Set down each line of the material that follows, exactly, with no pictures.
=== INPUT ===
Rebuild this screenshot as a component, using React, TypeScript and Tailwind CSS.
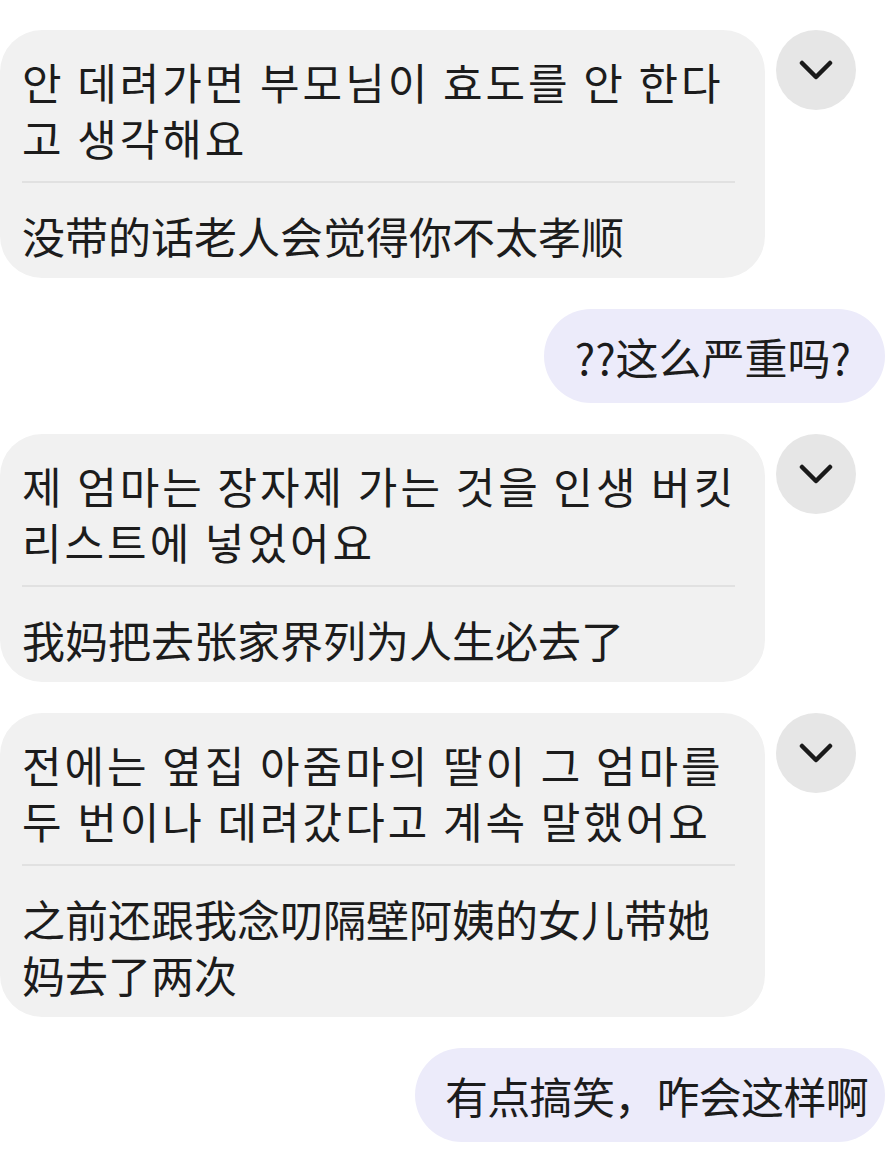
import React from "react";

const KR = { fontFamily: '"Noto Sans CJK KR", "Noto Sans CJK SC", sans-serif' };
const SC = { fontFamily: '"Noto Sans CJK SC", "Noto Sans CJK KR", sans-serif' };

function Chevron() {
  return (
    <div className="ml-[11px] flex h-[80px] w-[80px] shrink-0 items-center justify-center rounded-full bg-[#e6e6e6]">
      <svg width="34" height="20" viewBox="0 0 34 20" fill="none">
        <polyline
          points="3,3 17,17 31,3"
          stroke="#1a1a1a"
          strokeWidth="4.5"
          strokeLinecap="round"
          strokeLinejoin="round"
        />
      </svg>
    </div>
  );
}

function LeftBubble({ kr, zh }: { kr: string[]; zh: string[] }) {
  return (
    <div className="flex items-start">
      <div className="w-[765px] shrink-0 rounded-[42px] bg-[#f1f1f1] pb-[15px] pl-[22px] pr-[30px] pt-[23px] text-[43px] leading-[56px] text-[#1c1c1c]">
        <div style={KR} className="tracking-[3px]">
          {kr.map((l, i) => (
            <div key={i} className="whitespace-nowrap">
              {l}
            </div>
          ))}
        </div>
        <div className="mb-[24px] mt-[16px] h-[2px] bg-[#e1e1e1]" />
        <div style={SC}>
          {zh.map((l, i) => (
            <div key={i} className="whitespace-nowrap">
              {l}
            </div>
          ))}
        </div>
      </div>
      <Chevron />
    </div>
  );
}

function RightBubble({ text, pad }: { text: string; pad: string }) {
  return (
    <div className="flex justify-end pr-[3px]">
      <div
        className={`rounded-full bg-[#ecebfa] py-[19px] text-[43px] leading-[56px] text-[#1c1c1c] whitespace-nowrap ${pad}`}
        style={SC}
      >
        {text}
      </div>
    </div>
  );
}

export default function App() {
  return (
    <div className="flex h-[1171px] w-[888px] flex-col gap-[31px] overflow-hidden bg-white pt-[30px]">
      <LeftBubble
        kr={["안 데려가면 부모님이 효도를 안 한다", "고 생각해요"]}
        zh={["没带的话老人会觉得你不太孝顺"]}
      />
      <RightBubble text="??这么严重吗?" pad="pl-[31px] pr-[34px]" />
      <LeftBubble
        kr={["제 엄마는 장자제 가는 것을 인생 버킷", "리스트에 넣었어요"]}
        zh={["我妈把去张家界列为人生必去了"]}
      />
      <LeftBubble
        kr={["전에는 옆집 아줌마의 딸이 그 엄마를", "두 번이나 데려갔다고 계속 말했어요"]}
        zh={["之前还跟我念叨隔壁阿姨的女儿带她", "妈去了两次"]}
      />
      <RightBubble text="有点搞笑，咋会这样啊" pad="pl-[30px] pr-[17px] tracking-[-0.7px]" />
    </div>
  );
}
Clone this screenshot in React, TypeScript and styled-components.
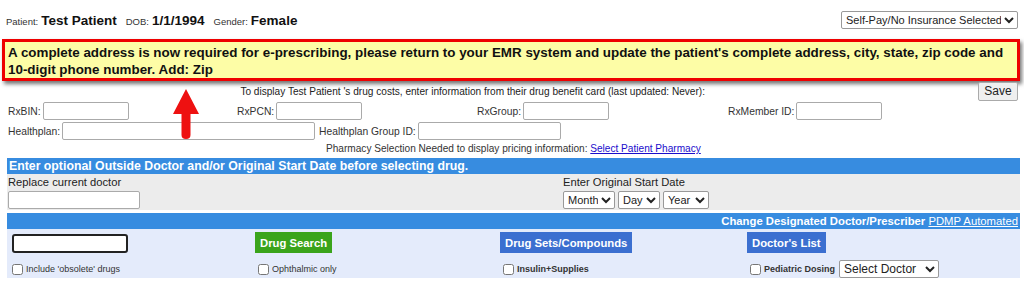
===
• THE OUTPUT:
Rebuild this screenshot as a component, using React, TypeScript and Tailwind CSS.
import React from "react";

const KR = { fontFamily: '"Noto Sans CJK KR", "Noto Sans CJK SC", sans-serif' };
const SC = { fontFamily: '"Noto Sans CJK SC", "Noto Sans CJK KR", sans-serif' };

function Chevron() {
  return (
    <div className="ml-[11px] flex h-[80px] w-[80px] shrink-0 items-center justify-center rounded-full bg-[#e6e6e6]">
      <svg width="34" height="20" viewBox="0 0 34 20" fill="none">
        <polyline
          points="3,3 17,17 31,3"
          stroke="#1a1a1a"
          strokeWidth="4.5"
          strokeLinecap="round"
          strokeLinejoin="round"
        />
      </svg>
    </div>
  );
}

function LeftBubble({ kr, zh }: { kr: string[]; zh: string[] }) {
  return (
    <div className="flex items-start">
      <div className="w-[765px] shrink-0 rounded-[42px] bg-[#f1f1f1] pb-[15px] pl-[22px] pr-[30px] pt-[23px] text-[43px] leading-[56px] text-[#1c1c1c]">
        <div style={KR} className="tracking-[3px]">
          {kr.map((l, i) => (
            <div key={i} className="whitespace-nowrap">
              {l}
            </div>
          ))}
        </div>
        <div className="mb-[24px] mt-[16px] h-[2px] bg-[#e1e1e1]" />
        <div style={SC}>
          {zh.map((l, i) => (
            <div key={i} className="whitespace-nowrap">
              {l}
            </div>
          ))}
        </div>
      </div>
      <Chevron />
    </div>
  );
}

function RightBubble({ text, pad }: { text: string; pad: string }) {
  return (
    <div className="flex justify-end pr-[3px]">
      <div
        className={`rounded-full bg-[#ecebfa] py-[19px] text-[43px] leading-[56px] text-[#1c1c1c] whitespace-nowrap ${pad}`}
        style={SC}
      >
        {text}
      </div>
    </div>
  );
}

export default function App() {
  return (
    <div className="flex h-[1171px] w-[888px] flex-col gap-[31px] overflow-hidden bg-white pt-[30px]">
      <LeftBubble
        kr={["안 데려가면 부모님이 효도를 안 한다", "고 생각해요"]}
        zh={["没带的话老人会觉得你不太孝顺"]}
      />
      <RightBubble text="??这么严重吗?" pad="pl-[31px] pr-[34px]" />
      <LeftBubble
        kr={["제 엄마는 장자제 가는 것을 인생 버킷", "리스트에 넣었어요"]}
        zh={["我妈把去张家界列为人生必去了"]}
      />
      <LeftBubble
        kr={["전에는 옆집 아줌마의 딸이 그 엄마를", "두 번이나 데려갔다고 계속 말했어요"]}
        zh={["之前还跟我念叨隔壁阿姨的女儿带她", "妈去了两次"]}
      />
      <RightBubble text="有点搞笑，咋会这样啊" pad="pl-[30px] pr-[17px] tracking-[-0.7px]" />
    </div>
  );
}
Clone this screenshot in React, TypeScript and styled-components.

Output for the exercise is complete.